* START Data lines *

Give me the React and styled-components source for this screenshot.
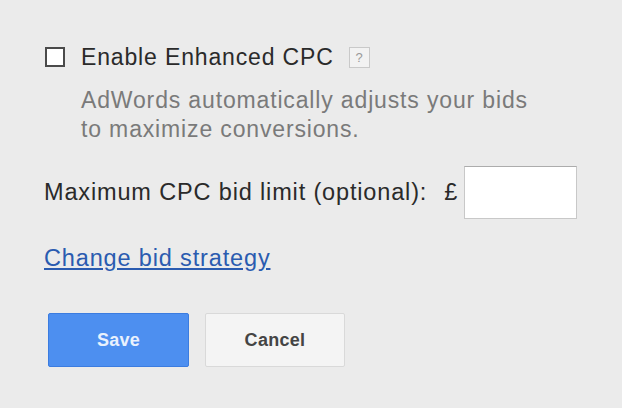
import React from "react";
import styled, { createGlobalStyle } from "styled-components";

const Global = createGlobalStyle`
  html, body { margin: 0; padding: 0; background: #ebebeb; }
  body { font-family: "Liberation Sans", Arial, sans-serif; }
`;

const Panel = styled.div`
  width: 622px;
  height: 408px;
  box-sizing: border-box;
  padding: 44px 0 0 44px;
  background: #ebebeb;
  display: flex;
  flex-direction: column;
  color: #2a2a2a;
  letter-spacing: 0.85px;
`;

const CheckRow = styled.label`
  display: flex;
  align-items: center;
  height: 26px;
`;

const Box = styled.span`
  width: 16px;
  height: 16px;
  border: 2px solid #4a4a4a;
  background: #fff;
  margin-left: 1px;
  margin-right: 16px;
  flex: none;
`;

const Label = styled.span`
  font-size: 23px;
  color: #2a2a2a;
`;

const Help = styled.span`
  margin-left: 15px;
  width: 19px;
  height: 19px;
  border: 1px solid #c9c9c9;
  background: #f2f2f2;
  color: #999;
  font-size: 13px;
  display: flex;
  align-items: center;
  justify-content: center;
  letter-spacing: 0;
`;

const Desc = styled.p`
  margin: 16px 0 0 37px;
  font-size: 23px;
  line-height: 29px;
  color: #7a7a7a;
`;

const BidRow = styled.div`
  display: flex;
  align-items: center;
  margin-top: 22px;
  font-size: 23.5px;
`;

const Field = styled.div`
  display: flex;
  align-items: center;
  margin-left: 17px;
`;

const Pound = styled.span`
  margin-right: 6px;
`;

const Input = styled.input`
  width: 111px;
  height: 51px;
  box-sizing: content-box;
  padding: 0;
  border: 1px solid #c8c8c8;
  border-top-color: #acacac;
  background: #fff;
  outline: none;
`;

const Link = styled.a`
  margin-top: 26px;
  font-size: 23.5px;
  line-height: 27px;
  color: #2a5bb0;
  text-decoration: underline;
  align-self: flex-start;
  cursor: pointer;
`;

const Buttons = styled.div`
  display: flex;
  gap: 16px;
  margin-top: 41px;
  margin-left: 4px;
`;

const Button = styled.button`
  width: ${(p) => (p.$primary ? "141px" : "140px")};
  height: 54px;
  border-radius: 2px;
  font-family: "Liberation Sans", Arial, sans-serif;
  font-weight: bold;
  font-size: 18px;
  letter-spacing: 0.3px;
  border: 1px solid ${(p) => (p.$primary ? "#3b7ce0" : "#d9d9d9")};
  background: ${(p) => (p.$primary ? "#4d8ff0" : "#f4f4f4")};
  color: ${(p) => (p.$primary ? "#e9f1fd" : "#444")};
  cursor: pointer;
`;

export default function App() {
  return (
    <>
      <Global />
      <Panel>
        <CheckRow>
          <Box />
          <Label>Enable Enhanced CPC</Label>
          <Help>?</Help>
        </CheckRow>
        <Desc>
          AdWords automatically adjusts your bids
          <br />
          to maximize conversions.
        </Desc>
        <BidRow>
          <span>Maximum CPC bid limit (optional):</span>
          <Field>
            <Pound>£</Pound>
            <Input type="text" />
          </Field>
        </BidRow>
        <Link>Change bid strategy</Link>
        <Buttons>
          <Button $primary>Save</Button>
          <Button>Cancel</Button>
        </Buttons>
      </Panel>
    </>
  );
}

* END Data lines *

**Aim**
Copy each line in full and exactly, omitting any picture.

**Task answer**
Give me the React and styled-components source for this screenshot.
import React from "react";
import styled, { createGlobalStyle } from "styled-components";

const Global = createGlobalStyle`
  html, body { margin: 0; padding: 0; background: #ebebeb; }
  body { font-family: "Liberation Sans", Arial, sans-serif; }
`;

const Panel = styled.div`
  width: 622px;
  height: 408px;
  box-sizing: border-box;
  padding: 44px 0 0 44px;
  background: #ebebeb;
  display: flex;
  flex-direction: column;
  color: #2a2a2a;
  letter-spacing: 0.85px;
`;

const CheckRow = styled.label`
  display: flex;
  align-items: center;
  height: 26px;
`;

const Box = styled.span`
  width: 16px;
  height: 16px;
  border: 2px solid #4a4a4a;
  background: #fff;
  margin-left: 1px;
  margin-right: 16px;
  flex: none;
`;

const Label = styled.span`
  font-size: 23px;
  color: #2a2a2a;
`;

const Help = styled.span`
  margin-left: 15px;
  width: 19px;
  height: 19px;
  border: 1px solid #c9c9c9;
  background: #f2f2f2;
  color: #999;
  font-size: 13px;
  display: flex;
  align-items: center;
  justify-content: center;
  letter-spacing: 0;
`;

const Desc = styled.p`
  margin: 16px 0 0 37px;
  font-size: 23px;
  line-height: 29px;
  color: #7a7a7a;
`;

const BidRow = styled.div`
  display: flex;
  align-items: center;
  margin-top: 22px;
  font-size: 23.5px;
`;

const Field = styled.div`
  display: flex;
  align-items: center;
  margin-left: 17px;
`;

const Pound = styled.span`
  margin-right: 6px;
`;

const Input = styled.input`
  width: 111px;
  height: 51px;
  box-sizing: content-box;
  padding: 0;
  border: 1px solid #c8c8c8;
  border-top-color: #acacac;
  background: #fff;
  outline: none;
`;

const Link = styled.a`
  margin-top: 26px;
  font-size: 23.5px;
  line-height: 27px;
  color: #2a5bb0;
  text-decoration: underline;
  align-self: flex-start;
  cursor: pointer;
`;

const Buttons = styled.div`
  display: flex;
  gap: 16px;
  margin-top: 41px;
  margin-left: 4px;
`;

const Button = styled.button`
  width: ${(p) => (p.$primary ? "141px" : "140px")};
  height: 54px;
  border-radius: 2px;
  font-family: "Liberation Sans", Arial, sans-serif;
  font-weight: bold;
  font-size: 18px;
  letter-spacing: 0.3px;
  border: 1px solid ${(p) => (p.$primary ? "#3b7ce0" : "#d9d9d9")};
  background: ${(p) => (p.$primary ? "#4d8ff0" : "#f4f4f4")};
  color: ${(p) => (p.$primary ? "#e9f1fd" : "#444")};
  cursor: pointer;
`;

export default function App() {
  return (
    <>
      <Global />
      <Panel>
        <CheckRow>
          <Box />
          <Label>Enable Enhanced CPC</Label>
          <Help>?</Help>
        </CheckRow>
        <Desc>
          AdWords automatically adjusts your bids
          <br />
          to maximize conversions.
        </Desc>
        <BidRow>
          <span>Maximum CPC bid limit (optional):</span>
          <Field>
            <Pound>£</Pound>
            <Input type="text" />
          </Field>
        </BidRow>
        <Link>Change bid strategy</Link>
        <Buttons>
          <Button $primary>Save</Button>
          <Button>Cancel</Button>
        </Buttons>
      </Panel>
    </>
  );
}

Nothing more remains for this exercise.